I’ve spent a lot of time helping organizations get their cloud costs under control. The pattern is always the same: someone in finance notices the bill is growing faster than revenue. A task force is formed. Dashboards are built. Optimizations are identified.

And then… nothing really changes.

The tools aren’t the problem

Every cloud provider has cost management tools. There are dozens of third-party products that will find inefficiencies. The visibility is there. The optimization opportunities are obvious.

But costs keep growing because cost management is a behavior problem, not a tooling problem.

What I’ve learned

The organizations that actually control costs have a few things in common:

They make costs visible at the team level. Not aggregated into department-wide buckets, but broken down so engineers can see what their code costs to run. Visibility creates ownership.

They celebrate efficiency. Most engineering cultures celebrate features shipped. The ones that manage costs well also celebrate resources saved. They make heroes of people who make things cheaper.

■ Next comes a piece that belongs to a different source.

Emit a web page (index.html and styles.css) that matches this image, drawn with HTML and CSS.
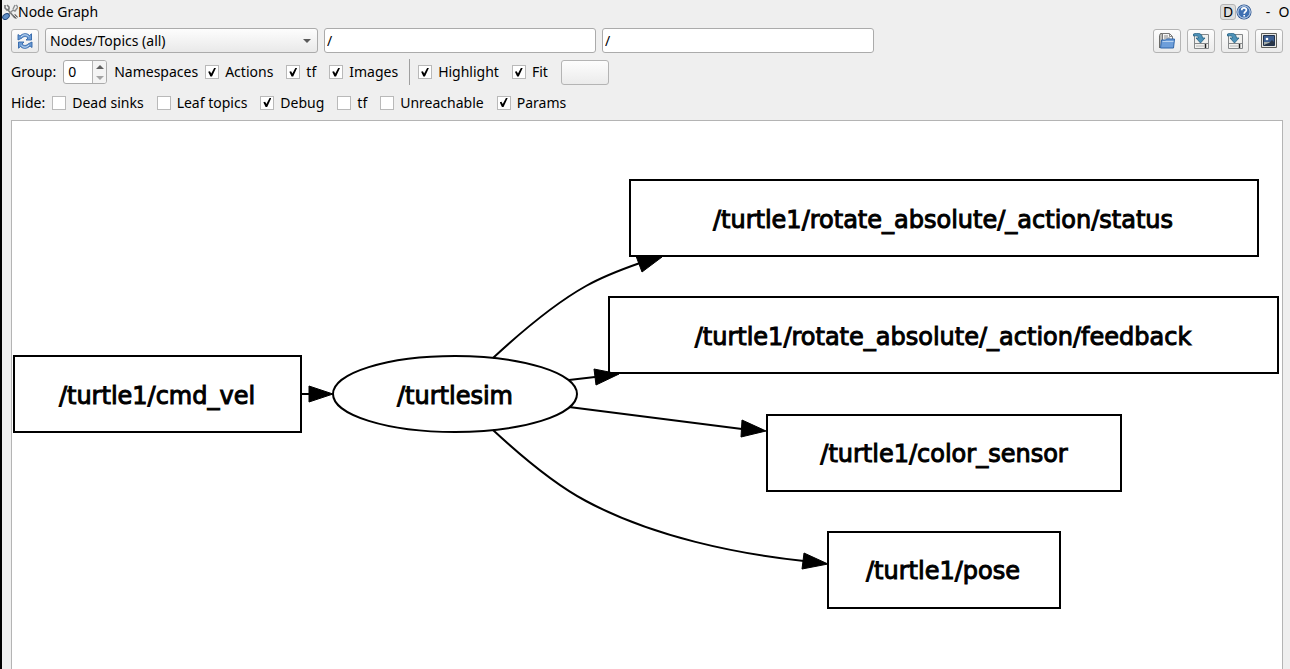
FILE: index.html
```html
<!DOCTYPE html>
<html lang="en">
<head>
<meta charset="utf-8">
<title>Node Graph</title>
<link rel="stylesheet" href="styles.css">
</head>
<body>
<main class="window">
  <header class="titlebar">
    <svg class="app-icon" viewBox="0 0 16 16" aria-hidden="true">
      <path d="M3 1v3l2 2 2-1V3L5 1M6 6l7 8" fill="none" stroke="#77797a" stroke-width="1.6"/>
      <path d="M14 1l2 2-3 4-2-1-6 6M11 5l2-4" fill="none" stroke="#8c8e8f" stroke-width="1.4"/>
      <path d="M12 11l3 3" stroke="#666" stroke-width="3"/>
      <path d="M12 11l3 3" stroke="#ddd" stroke-width="1"/>
      <ellipse cx="4" cy="12.500" rx="3.600" ry="2.500" transform="rotate(-35 4 12.500)" fill="#5f8fc8" stroke="#24477c"/>
    </svg>
    <h1 class="title">Node Graph</h1>
    <button class="dock-btn" type="button">D</button>
    <button class="plain-btn" type="button" aria-label="Help">
      <svg class="icon" viewBox="0 0 16 16" aria-hidden="true">
        <circle cx="8" cy="8" r="7.500" fill="#24508f"/>
        <circle cx="8" cy="8" r="6.200" fill="#3f70b2" stroke="#dce7f5" stroke-width="1"/>
        <path d="M5.700 6.200C5.700 3.200 10.500 3.300 10.400 6c0 1.600-2.200 1.700-2.200 3.700M8.200 11v1.600" fill="none" stroke="#fff" stroke-width="1.700"/>
      </svg>
    </button>
    <button class="plain-btn minimize" type="button">-</button>
    <button class="plain-btn float" type="button">O</button>
  </header>

  <div class="toolbar">
    <button class="btn tool" type="button" aria-label="Refresh">
      <svg class="icon" viewBox="0 0 16 16" aria-hidden="true">
        <path d="M1 7V1.500l2 1.600C6-.2 10.500.2 12.500 2.500L14.500.800V7H9l2-2C9 2.800 6.500 3.300 5 5z" fill="#6b9bd4" stroke="#2f64a8" stroke-width=".9"/>
        <path d="M15 9v5.500l-2-1.600c-3 3.300-7.500 2.900-9.500.6L1.500 15.200V9H7l-2 2c2 2.200 4.500 1.700 6 0z" fill="#6b9bd4" stroke="#2f64a8" stroke-width=".9"/>
        <path d="M4 4C6.500 1 9.500 1.300 11.500 3.500M12 12c-2.500 3-5.500 2.700-7.500.5" fill="none" stroke="#c6dbf2" stroke-width="1"/>
      </svg>
    </button>
    <div class="combo">
      <select class="combo-select" aria-label="Graph type"><option>Nodes/Topics (all)</option></select>
      <svg class="combo-arrow" viewBox="0 0 8 4" aria-hidden="true"><path d="M0 0h8L4 4z" fill="#5a5a5a"/></svg>
    </div>
    <input class="field" type="text" value="/" aria-label="Node filter">
    <input class="field" type="text" value="/" aria-label="Topic filter">
    <div class="actions">
      <button class="btn tool" type="button" aria-label="Load graph">
        <svg class="icon" viewBox="0 0 16 16" aria-hidden="true">
          <path d="M.500 15V2.500l1-2H4V8" fill="#b9b9b6" stroke="#6b6b68"/>
          <path d="M3.500 9V.500h7l3 3V9z" fill="#f5f5f5" stroke="#777"/>
          <path d="M10.500.500v3h3M5 3h4M5 5h6" fill="none" stroke="#888"/>
          <path d="M1.500 15l1-8h4l1-1h8l-1 9z" fill="#6d9eda" stroke="#2f65a9"/>
          <path d="M3.500 8.500h11" stroke="#b7d2f0"/>
        </svg>
      </button>
      <button class="btn tool" type="button" aria-label="Save as DOT">
        <svg class="icon" viewBox="0 0 16 16" aria-hidden="true">
          <path d="M1.500 1.500h14v14h-14z" fill="#f1f1ef" stroke="#85888a"/>
          <path d="M2 10.500h13" stroke="#85888a"/>
          <path d="M3 13h8" stroke="#b8b8b8"/><path d="M12.500 11v4" stroke="#222" stroke-width="1.500"/>
          <path d="M.500 1C5-.500 9 0 9.500 5H12L7.500 10 3 5h2.500C5.500 3 4 2.500.500 3z" fill="#4c91b8" stroke="#235f83" stroke-width=".8"/>
        </svg>
      </button>
      <button class="btn tool" type="button" aria-label="Save as SVG">
        <svg class="icon" viewBox="0 0 16 16" aria-hidden="true">
          <path d="M1.500 1.500h14v14h-14z" fill="#f1f1ef" stroke="#85888a"/>
          <path d="M2 10.500h13" stroke="#85888a"/>
          <path d="M3 13h8" stroke="#b8b8b8"/><path d="M12.500 11v4" stroke="#222" stroke-width="1.500"/>
          <path d="M.500 1C5-.500 9 0 9.500 5H12L7.500 10 3 5h2.500C5.500 3 4 2.500.500 3z" fill="#4c91b8" stroke="#235f83" stroke-width=".8"/>
        </svg>
      </button>
      <button class="btn tool" type="button" aria-label="Save as image">
        <svg class="icon" viewBox="0 0 16 16" aria-hidden="true">
          <path d="M.500 .500h15v14H.500z" fill="#e8e8e3" stroke="#5c5c58"/>
          <path d="M2.500 2.500h11v10h-11z" fill="#3d5f91" stroke="#22324d"/>
          <path d="M3 9h10v3H3z" fill="#a3acab"/>
          <path d="M3 12c2-1 4-2 5-2l3-3 2 2v3z" fill="#2a3647"/>
          <circle cx="6" cy="6" r="1.300" fill="#fff"/>
        </svg>
      </button>
    </div>
  </div>

  <div class="options">
    <label class="caption" for="group">Group:</label>
    <div class="spin">
      <input class="spin-input" id="group" type="text" inputmode="numeric" value="0">
      <div class="spin-steps">
        <button class="step" type="button" aria-label="Increase"><svg class="step-arrow" viewBox="0 0 8 4" aria-hidden="true"><path d="M0 4h8L4 0z" fill="#606060"/></svg></button>
        <button class="step" type="button" aria-label="Decrease"><svg class="step-arrow" viewBox="0 0 8 4" aria-hidden="true"><path d="M0 0h8L4 4z" fill="#a4a4a4"/></svg></button>
      </div>
    </div>
    <span class="caption">Namespaces</span>
    <div class="checks">
      <label class="check"><input class="box" type="checkbox" checked>Actions</label>
      <label class="check"><input class="box" type="checkbox" checked>tf</label>
      <label class="check"><input class="box" type="checkbox" checked>Images</label>
    </div>
    <div class="checks divided">
      <label class="check"><input class="box" type="checkbox" checked>Highlight</label>
      <label class="check"><input class="box" type="checkbox" checked>Fit</label>
      <button class="btn blank" type="button" aria-label="Fit in view"></button>
    </div>
  </div>

  <div class="options hide-row">
    <span class="caption">Hide:</span>
    <div class="checks">
      <label class="check"><input class="box" type="checkbox">Dead sinks</label>
      <label class="check"><input class="box" type="checkbox">Leaf topics</label>
      <label class="check"><input class="box" type="checkbox" checked>Debug</label>
      <label class="check"><input class="box" type="checkbox">tf</label>
      <label class="check"><input class="box" type="checkbox">Unreachable</label>
      <label class="check"><input class="box" type="checkbox" checked>Params</label>
    </div>
  </div>

  <section class="canvas" aria-label="Graph">
    <svg class="graph" viewBox="12 121 1270 548" preserveAspectRatio="xMidYMin meet">
      <g class="edges">
        <path d="M301 394H309"/>
        <path d="M493 358C520 333 552 305 586 286C602 277 620 270 640 263"/>
        <path d="M569 380L595 377"/>
        <path d="M569 407L742 429"/>
        <path d="M493 430C520 455 552 483 586 501C653 537 738 554 804 561"/>
      </g>
      <g class="heads">
        <path d="M309 386L333 394L309 402z"/>
        <path d="M636 256L662 257L642 272z"/>
        <path d="M594 369L619 374L596 385z"/>
        <path d="M742 420L766 431L741 437z"/>
        <path d="M804 553L828 564L802 569z"/>
      </g>
      <g class="nodes">
        <rect x="14" y="356" width="287" height="76"/>
        <ellipse cx="455" cy="394" rx="122" ry="38"/>
        <rect x="630" y="180" width="628" height="76"/>
        <rect x="609" y="297" width="669" height="76"/>
        <rect x="767" y="415" width="354" height="76"/>
        <rect x="828" y="532" width="232" height="76"/>
      </g>
      <g class="names">
        <text x="157" y="404">/turtle1/cmd_vel</text>
        <text x="455" y="404">/turtlesim</text>
        <text x="943" y="228">/turtle1/rotate_absolute/_action/status</text>
        <text x="943" y="345">/turtle1/rotate_absolute/_action/feedback</text>
        <text x="944" y="462">/turtle1/color_sensor</text>
        <text x="943" y="579">/turtle1/pose</text>
      </g>
    </svg>
  </section>
</main>
</body>
</html>
```
FILE: styles.css
```css
* { box-sizing: border-box; }

body {
  margin: 0;
  background: #efefef;
  color: #000;
  font: 14px/20px "Noto Sans", "Open Sans", sans-serif;
}

button, input, select {
  margin: 0;
  padding: 0;
  color: inherit;
  font: inherit;
}

.window {
  display: flex;
  flex-direction: column;
  height: 100vh;
  border-left: 2px solid #000;
  overflow: hidden;
}

.titlebar {
  display: flex;
  align-items: center;
  height: 24px;
  flex: none;
}

.app-icon { width: 16px; height: 16px; }
.title { margin: 0 auto 0 0; font-size: 14px; font-weight: 400; }
.icon { display: block; width: 16px; height: 16px; }

.dock-btn {
  width: 16px;
  height: 16px;
  border: 1px solid #b4b4b4;
  border-radius: 3px;
  background: #dedede;
  line-height: 14px;
}

.plain-btn { border: 0; background: none; }
.minimize { width: 14px; margin-left: 9px; }
.float { width: 12px; margin-left: 3px; }

.toolbar {
  display: flex;
  align-items: center;
  gap: 6px;
  padding: 4px 7px 0 9px;
}

.btn {
  border: 1px solid #b4b4b4;
  border-radius: 3px;
  background: linear-gradient(#fdfdfd, #ebebeb);
}

.tool {
  display: flex;
  align-items: center;
  justify-content: center;
  flex: none;
  width: 28px;
  height: 24px;
}

.combo { position: relative; flex: 0 1 273px; }

.combo-select {
  display: block;
  width: 100%;
  height: 25px;
  padding: 0 20px 0 4px;
  border: 1px solid #ababab;
  border-radius: 3px;
  background: linear-gradient(#fdfdfd, #e9e9e9);
  appearance: none;
}

.combo-arrow {
  position: absolute;
  top: 11px;
  right: 7px;
  width: 8px;
  height: 4px;
  pointer-events: none;
}

.field {
  flex: 0 1 272px;
  min-width: 0;
  height: 25px;
  padding: 0 2px;
  border: 1px solid #ababab;
  border-radius: 3px;
  background: #fff;
}

.actions { display: flex; gap: 6px; margin-left: auto; }

.options {
  display: flex;
  align-items: center;
  gap: 7px;
  padding: 6px 9px 0;
  min-height: 32px;
}

.hide-row { min-height: 35px; padding-top: 0; }

.spin {
  display: flex;
  width: 44px;
  height: 24px;
  border: 1px solid #ababab;
  border-radius: 3px;
  background: #fff;
  overflow: hidden;
}

.spin-input { flex: 1; min-width: 0; padding-left: 4px; border: 0; background: none; }
.spin-steps { display: flex; flex-direction: column; width: 14px; border-left: 1px solid #b4b4b4; }

.step {
  display: flex;
  flex: 1;
  align-items: center;
  justify-content: center;
  border: 0;
  background: #f4f4f4;
}

.step-arrow { width: 8px; height: 4px; }

.checks { display: flex; align-items: center; gap: 13px; }
.divided { height: 26px; margin-left: 4px; padding-left: 8px; border-left: 1px solid #9f9f9f; }
.check { display: flex; align-items: center; gap: 6px; }

.box {
  display: grid;
  place-items: center;
  width: 14px;
  height: 14px;
  border: 1px solid #b9b9b9;
  background: #fff;
  appearance: none;
}

.box:checked::before {
  content: "";
  width: 8px;
  height: 9px;
  background: #000;
  clip-path: polygon(0 48%, 22% 42%, 38% 68%, 78% 0, 100% 0, 48% 100%, 28% 100%);
}

.blank { width: 48px; height: 25px; }

.canvas {
  flex: 1;
  min-height: 0;
  margin: 0 7px 0 9px;
  border: 1px solid #b4b4b4;
  border-bottom: 0;
  background: #fff;
}

.graph { display: block; width: 100%; height: 100%; }
.edges { fill: none; stroke: #000; stroke-width: 2px; }
.heads { fill: #000; stroke: #000; stroke-width: 1px; }
.nodes { fill: none; stroke: #000; stroke-width: 2px; }

.names {
  fill: #000;
  stroke: #000;
  stroke-width: 1px;
  font: 24px "DejaVu Sans", sans-serif;
  text-anchor: middle;
}
```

They build cost into the definition of done. A feature isn’t finished when it works. It’s finished when it works efficiently. This sounds obvious, but I almost never see it in practice.

The uncomfortable truth

Cost culture requires executives who actually care about efficiency, not just in quarterly reviews but in how they allocate time and recognition. Without that, any cost initiative is just theater.

I don’t know how to make executives care about this. But I’ve seen enough organizations struggle with it to know that tooling alone won’t solve it.